Though it seems impossible to contemplate a world without the continuing travel impressions of Jan Morris, it appears that this is to be the case. Morris is retiring, and The World: Travels 1950-2000 is a valedictory collection of her work. The collection is striking, not only because the writing is consistently vivid but because Morris’s essays always seem to reflect the historical period in which they were written. This seems true even when their topic has no specific relevance to a major historical event.

For example, her first entry is her 1953 essay on the ascent of Mount Everest by Sir Edmund Hillary and Tenzing Norgay, coinciding with the coronation of Elizabeth II. Many readers will see the opportunity to accompany the British climber as the coup that propelled Morris to celebrity in the realm of travel writing. There is much more to the book than this, however.

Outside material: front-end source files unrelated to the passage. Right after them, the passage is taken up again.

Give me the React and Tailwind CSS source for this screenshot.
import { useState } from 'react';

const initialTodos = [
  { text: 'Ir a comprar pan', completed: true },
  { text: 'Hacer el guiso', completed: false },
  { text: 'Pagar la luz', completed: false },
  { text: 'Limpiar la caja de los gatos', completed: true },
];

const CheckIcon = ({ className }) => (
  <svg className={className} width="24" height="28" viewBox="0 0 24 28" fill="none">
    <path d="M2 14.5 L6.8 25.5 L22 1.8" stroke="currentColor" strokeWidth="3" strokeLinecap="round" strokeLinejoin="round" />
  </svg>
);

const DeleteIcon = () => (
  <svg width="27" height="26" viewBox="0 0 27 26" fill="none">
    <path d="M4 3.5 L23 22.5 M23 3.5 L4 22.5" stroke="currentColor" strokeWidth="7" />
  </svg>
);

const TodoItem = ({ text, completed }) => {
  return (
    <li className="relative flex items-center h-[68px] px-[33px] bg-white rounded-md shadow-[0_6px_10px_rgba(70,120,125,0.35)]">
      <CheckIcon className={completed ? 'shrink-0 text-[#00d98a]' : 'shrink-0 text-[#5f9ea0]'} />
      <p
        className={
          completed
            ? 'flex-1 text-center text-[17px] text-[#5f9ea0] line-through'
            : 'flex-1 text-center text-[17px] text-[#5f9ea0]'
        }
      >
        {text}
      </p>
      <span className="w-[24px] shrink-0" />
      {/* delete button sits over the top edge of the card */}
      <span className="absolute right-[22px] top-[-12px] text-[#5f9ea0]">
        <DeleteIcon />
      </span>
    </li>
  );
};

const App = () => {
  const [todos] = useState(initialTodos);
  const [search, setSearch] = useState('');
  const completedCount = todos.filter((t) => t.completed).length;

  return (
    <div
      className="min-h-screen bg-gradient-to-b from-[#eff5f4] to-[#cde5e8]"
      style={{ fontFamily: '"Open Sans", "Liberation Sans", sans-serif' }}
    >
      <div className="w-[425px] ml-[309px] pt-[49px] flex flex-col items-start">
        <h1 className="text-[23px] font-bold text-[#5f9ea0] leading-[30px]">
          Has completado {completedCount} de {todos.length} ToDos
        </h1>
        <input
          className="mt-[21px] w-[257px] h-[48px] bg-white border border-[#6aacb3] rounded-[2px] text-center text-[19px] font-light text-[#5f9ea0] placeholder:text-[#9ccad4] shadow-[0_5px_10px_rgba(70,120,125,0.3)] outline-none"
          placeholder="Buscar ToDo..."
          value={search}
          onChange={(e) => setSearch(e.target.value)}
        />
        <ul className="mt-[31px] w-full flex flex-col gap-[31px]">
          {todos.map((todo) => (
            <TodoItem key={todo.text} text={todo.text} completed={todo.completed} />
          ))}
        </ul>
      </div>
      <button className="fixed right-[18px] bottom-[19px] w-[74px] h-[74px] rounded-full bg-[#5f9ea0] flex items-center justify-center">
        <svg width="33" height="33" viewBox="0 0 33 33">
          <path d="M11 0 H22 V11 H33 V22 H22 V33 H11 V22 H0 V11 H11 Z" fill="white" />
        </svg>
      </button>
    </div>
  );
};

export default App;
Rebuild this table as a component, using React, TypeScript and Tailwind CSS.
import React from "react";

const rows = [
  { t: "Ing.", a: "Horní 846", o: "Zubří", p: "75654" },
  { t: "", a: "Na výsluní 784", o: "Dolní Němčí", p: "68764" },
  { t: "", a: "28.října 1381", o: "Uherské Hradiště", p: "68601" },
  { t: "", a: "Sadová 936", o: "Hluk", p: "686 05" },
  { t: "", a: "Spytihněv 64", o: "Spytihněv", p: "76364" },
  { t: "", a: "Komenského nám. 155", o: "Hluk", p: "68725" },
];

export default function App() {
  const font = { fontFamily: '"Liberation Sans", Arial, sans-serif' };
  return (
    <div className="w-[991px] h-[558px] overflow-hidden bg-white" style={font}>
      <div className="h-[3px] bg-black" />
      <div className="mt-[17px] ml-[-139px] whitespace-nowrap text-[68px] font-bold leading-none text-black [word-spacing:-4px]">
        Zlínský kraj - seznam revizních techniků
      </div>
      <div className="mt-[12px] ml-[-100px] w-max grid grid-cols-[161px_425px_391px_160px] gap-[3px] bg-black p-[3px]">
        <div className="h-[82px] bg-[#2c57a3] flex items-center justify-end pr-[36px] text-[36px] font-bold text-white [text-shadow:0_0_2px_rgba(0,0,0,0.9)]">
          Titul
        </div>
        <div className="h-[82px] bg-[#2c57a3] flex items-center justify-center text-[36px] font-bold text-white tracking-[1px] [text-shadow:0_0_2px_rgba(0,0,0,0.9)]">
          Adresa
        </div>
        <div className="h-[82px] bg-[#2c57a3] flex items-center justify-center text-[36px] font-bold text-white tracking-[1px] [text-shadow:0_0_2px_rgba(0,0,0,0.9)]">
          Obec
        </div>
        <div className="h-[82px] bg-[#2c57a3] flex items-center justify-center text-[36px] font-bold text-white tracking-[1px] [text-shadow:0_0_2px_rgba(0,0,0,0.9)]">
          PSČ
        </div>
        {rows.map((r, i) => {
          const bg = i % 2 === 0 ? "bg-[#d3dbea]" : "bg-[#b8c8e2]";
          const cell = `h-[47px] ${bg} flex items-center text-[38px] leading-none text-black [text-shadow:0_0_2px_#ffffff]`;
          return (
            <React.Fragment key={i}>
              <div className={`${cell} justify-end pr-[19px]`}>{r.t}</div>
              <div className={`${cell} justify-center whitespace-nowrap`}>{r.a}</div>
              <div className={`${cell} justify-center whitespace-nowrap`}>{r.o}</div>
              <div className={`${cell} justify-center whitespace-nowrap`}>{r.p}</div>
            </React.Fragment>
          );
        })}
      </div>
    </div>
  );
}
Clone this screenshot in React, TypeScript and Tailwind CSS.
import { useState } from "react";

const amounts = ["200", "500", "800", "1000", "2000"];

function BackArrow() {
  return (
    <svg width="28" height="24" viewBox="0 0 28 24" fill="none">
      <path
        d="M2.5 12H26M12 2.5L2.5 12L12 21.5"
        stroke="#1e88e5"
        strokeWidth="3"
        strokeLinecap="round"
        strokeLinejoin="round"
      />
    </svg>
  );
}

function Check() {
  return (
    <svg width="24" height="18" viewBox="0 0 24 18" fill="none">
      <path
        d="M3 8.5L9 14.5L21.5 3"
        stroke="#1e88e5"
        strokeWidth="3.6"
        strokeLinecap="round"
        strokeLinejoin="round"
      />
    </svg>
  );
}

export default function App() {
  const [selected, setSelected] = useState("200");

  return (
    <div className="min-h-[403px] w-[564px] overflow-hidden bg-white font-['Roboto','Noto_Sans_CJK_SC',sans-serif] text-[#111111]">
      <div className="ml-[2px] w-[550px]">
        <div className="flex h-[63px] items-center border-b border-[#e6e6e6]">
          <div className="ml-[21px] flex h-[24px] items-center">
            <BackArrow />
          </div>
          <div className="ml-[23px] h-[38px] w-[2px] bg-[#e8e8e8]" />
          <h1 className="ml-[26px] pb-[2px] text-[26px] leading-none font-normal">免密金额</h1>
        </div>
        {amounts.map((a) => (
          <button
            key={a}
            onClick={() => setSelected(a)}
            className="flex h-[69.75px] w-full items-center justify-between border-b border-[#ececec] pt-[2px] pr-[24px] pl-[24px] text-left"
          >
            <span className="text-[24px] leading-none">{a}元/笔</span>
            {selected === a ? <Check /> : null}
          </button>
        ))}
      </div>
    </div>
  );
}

Most notable is the fact that revisiting the scenes of earlier visits provides a wonderful insight on changes, for example in the New York of the 1950’s and of the 1970’s.

Whether fortunately, unfortunately, or neither, it is simply the fact that one element of Morris’s book is that her series essays begins written by James and concludes under the byline of Jan. The story of Morris’s sex change, oddly set as a travel piece, occupies almost precisely the center of her book. The reader discovers a vivid, somewhat lurid Morocco of the early 1970’s and the French clinic in which her operation was performed. All considered, The World: Travels 1950-2000 is an impressive performance.